Science writer and physicist Dr. Paul Halpern is the author of books that explore space, time, higher dimensions, dark energy, dark matter, exoplanets, particle physics, and cosmology. In the first half, he discussed his recent work on the history of the Big Bang theory, and the latest news and ideas about dark energy and cosmology. He recalled the debate over the Big Bang between physicists George Gamow and Fred Hoyle in the 1950s-- Gamow suggested a primordial explosion triggered the event, while Hoyle argued for a kind of continuous creation. In the 1960s, cosmic microwave background sounds (a type of radio hiss) from the Big Bang was discovered, which indicated that Gamow was correct, Halpern noted. Yet, it was Hoyle who coined the term "Big Bang" during a radio appearance.

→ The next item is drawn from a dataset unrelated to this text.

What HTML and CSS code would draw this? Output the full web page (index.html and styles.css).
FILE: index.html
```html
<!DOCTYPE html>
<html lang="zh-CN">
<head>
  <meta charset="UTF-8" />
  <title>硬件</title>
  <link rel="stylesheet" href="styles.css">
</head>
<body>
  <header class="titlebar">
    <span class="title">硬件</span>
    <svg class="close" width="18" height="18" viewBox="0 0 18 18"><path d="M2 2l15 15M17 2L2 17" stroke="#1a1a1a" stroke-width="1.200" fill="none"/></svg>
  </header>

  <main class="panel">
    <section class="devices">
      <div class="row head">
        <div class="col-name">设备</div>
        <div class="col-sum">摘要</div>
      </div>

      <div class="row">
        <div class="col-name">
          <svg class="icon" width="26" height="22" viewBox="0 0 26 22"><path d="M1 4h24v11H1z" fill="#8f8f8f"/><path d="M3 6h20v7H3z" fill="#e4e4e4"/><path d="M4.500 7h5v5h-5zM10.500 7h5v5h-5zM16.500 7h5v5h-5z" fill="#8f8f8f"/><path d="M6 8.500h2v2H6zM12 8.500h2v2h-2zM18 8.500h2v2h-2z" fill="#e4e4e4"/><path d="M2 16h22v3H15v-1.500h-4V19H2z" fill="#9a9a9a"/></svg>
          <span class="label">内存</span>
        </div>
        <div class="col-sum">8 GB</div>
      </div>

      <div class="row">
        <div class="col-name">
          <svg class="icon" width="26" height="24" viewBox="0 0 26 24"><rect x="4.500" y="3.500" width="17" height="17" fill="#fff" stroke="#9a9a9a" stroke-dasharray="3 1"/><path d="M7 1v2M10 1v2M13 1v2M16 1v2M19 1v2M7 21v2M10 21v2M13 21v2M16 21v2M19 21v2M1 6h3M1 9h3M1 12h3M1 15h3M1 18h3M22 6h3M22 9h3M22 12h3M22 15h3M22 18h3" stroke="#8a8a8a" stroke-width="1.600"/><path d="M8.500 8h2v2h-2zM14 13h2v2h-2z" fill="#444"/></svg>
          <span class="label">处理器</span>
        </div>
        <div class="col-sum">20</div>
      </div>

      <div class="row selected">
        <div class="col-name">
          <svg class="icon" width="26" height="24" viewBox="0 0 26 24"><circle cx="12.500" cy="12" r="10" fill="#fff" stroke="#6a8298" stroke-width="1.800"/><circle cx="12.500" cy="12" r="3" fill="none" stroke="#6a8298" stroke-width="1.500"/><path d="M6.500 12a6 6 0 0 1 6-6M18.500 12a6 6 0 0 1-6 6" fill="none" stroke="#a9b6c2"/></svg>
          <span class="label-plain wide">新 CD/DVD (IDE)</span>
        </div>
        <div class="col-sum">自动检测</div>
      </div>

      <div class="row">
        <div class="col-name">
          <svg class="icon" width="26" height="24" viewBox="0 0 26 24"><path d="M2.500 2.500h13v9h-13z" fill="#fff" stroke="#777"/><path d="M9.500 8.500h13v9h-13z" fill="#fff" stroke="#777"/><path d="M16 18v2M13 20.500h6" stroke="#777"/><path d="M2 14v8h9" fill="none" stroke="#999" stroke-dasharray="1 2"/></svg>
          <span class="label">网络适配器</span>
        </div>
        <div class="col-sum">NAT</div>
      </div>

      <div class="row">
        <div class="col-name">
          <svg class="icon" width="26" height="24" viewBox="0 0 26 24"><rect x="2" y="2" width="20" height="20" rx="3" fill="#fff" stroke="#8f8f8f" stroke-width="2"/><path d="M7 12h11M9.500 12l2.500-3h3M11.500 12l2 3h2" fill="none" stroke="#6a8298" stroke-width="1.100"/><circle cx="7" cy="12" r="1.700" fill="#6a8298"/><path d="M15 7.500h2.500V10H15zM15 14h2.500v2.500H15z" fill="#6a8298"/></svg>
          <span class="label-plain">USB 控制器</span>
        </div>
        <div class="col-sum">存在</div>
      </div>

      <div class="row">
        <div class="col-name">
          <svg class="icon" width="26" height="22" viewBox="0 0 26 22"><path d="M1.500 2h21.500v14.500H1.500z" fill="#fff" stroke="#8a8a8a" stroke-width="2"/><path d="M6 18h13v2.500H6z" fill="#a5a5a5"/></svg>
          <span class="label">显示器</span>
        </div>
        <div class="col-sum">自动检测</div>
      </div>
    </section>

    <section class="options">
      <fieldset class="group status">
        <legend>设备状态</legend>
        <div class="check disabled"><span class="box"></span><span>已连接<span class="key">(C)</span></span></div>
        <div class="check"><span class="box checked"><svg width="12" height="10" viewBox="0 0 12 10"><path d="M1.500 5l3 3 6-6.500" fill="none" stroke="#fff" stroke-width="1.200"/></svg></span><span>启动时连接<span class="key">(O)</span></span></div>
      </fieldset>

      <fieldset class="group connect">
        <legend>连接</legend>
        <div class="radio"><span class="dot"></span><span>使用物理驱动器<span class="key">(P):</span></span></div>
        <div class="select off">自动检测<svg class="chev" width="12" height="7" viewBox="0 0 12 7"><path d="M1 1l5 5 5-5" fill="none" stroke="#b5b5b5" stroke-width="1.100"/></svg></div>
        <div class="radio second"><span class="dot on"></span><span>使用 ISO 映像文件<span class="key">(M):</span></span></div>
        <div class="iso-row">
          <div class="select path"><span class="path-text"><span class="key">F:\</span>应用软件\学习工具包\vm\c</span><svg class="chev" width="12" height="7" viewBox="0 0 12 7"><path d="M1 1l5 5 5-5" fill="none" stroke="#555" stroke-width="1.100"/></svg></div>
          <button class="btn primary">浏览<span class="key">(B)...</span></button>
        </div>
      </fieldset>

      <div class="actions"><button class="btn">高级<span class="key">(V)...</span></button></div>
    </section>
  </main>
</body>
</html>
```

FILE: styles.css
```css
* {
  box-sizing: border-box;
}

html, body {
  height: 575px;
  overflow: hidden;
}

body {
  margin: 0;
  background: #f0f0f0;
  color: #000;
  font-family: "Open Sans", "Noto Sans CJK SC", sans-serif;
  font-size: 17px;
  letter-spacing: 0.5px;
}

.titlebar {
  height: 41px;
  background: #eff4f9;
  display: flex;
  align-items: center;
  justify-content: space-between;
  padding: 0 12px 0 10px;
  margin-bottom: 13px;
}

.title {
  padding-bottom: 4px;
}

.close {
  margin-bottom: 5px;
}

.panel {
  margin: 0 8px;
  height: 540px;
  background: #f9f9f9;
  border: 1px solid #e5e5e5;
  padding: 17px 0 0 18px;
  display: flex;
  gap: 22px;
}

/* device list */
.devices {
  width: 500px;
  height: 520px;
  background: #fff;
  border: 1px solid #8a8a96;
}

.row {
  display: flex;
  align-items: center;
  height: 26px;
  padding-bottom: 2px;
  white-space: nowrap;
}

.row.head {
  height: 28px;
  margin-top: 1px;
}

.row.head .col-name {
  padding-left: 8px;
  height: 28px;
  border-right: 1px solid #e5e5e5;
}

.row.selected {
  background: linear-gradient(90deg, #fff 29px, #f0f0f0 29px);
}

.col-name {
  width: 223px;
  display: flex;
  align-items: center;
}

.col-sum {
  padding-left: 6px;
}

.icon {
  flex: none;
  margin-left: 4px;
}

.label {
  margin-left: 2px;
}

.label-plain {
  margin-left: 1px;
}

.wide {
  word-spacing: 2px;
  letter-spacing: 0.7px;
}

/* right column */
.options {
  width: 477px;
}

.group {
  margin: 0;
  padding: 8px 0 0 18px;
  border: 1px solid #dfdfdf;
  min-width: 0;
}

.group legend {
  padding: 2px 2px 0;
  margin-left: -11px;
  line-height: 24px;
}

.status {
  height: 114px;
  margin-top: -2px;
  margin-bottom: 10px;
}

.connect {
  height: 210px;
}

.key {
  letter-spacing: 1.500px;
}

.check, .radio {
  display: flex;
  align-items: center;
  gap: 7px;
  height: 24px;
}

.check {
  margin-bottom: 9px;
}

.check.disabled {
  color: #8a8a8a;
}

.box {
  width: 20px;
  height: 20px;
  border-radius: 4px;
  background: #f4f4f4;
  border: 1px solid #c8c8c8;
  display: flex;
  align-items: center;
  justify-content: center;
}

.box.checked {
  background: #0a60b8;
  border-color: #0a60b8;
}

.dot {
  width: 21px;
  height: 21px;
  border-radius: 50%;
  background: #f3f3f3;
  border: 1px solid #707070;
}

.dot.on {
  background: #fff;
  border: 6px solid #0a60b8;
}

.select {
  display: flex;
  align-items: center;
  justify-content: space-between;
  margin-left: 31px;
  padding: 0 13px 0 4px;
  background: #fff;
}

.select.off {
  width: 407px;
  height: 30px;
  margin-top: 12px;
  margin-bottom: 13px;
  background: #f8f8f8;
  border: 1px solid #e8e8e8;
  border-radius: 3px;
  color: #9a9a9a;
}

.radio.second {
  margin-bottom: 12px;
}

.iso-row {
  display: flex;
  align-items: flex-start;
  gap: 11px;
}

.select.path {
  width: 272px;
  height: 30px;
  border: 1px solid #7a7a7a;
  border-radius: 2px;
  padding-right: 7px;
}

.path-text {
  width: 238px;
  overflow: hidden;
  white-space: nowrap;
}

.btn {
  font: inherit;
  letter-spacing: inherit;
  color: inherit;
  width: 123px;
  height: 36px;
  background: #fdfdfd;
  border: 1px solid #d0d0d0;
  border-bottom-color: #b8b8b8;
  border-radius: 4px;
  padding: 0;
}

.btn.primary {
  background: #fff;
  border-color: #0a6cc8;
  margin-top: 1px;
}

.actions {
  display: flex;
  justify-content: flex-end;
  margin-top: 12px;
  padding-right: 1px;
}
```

An alternative theory by Paul Steinhardt called the Big Bounce model proposes that our universe collided with another universe in a higher dimension to produce the Big Bang explosion, he cited. Halpern also shared the frightening 'Big Rip' scenario, in which the mysterious 'dark energy' force grows stronger over time, which would lead to our galaxy being pushed further and further away from other galaxies. "Eventually, our galaxy would be ripped apart, and finally the Earth and the solar system would be ripped apart...and the Earth itself would be torn to smithereens," he said of this scenario, which remains hypothetical since dark energy is not very well understood. Conversely, if dark energy grows weaker, it could cause the universe to contract instead of expanding, as it does now, he added.

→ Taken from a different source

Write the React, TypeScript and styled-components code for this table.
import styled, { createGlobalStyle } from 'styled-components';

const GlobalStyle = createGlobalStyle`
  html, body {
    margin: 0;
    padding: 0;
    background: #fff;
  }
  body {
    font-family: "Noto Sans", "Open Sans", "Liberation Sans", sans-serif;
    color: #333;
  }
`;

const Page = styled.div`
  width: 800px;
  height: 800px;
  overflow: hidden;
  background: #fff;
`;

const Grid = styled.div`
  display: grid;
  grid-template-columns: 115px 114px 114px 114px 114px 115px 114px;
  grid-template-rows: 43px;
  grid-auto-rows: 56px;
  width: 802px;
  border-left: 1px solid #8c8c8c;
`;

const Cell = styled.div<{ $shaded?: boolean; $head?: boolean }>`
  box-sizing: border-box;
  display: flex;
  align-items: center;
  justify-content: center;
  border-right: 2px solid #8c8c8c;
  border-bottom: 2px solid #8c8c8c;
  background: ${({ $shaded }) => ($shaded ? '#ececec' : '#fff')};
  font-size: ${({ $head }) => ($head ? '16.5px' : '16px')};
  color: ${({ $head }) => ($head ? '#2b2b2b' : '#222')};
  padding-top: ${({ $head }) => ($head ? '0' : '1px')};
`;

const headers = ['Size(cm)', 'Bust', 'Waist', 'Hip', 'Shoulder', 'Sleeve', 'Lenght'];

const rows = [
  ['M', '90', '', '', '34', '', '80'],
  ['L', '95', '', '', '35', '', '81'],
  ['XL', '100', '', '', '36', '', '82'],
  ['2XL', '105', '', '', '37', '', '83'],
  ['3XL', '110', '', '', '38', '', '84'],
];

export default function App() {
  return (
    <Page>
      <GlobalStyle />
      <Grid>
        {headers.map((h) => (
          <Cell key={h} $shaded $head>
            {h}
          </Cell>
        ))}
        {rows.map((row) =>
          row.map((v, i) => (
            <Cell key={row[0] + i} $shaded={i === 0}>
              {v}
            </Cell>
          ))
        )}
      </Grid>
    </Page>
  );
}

In the latter half, author, editor, and shamanic explorer Matthew Pallamary shared his visionary experiences, and information about psychoactive plants, shamanism, and spirit possession. He described how the ritual of taking the ayahuasca brew in South America likely dates back to primitive times, and that the plant spirits serve as allies or emissaries. When you ingest them, "you literally become the jungle," he remarked, adding that the shaman guiding the ayahuasca trip helps people modulate the energy during the experience and release traumas stored inside the body as a kind of purification.
Related to plant allies is the notion of animal spirits, and Pallamary detailed how in the Inca and pre-Inca traditions, the world is represented by three creatures: The upper world – condor (rose-colored/love), the middle world – jaguar (electric blue/power), and the lower world – serpent (gold/wisdom), and "when you get them all working together you'll get an ultraviolet blue," he revealed. In shamanic traditions, the idea of someone being possessed is seen as a lower or darker energy that is driven by repressed trauma. Rather than being considered evil, they believe this state of being is a form of ignorance, he explained.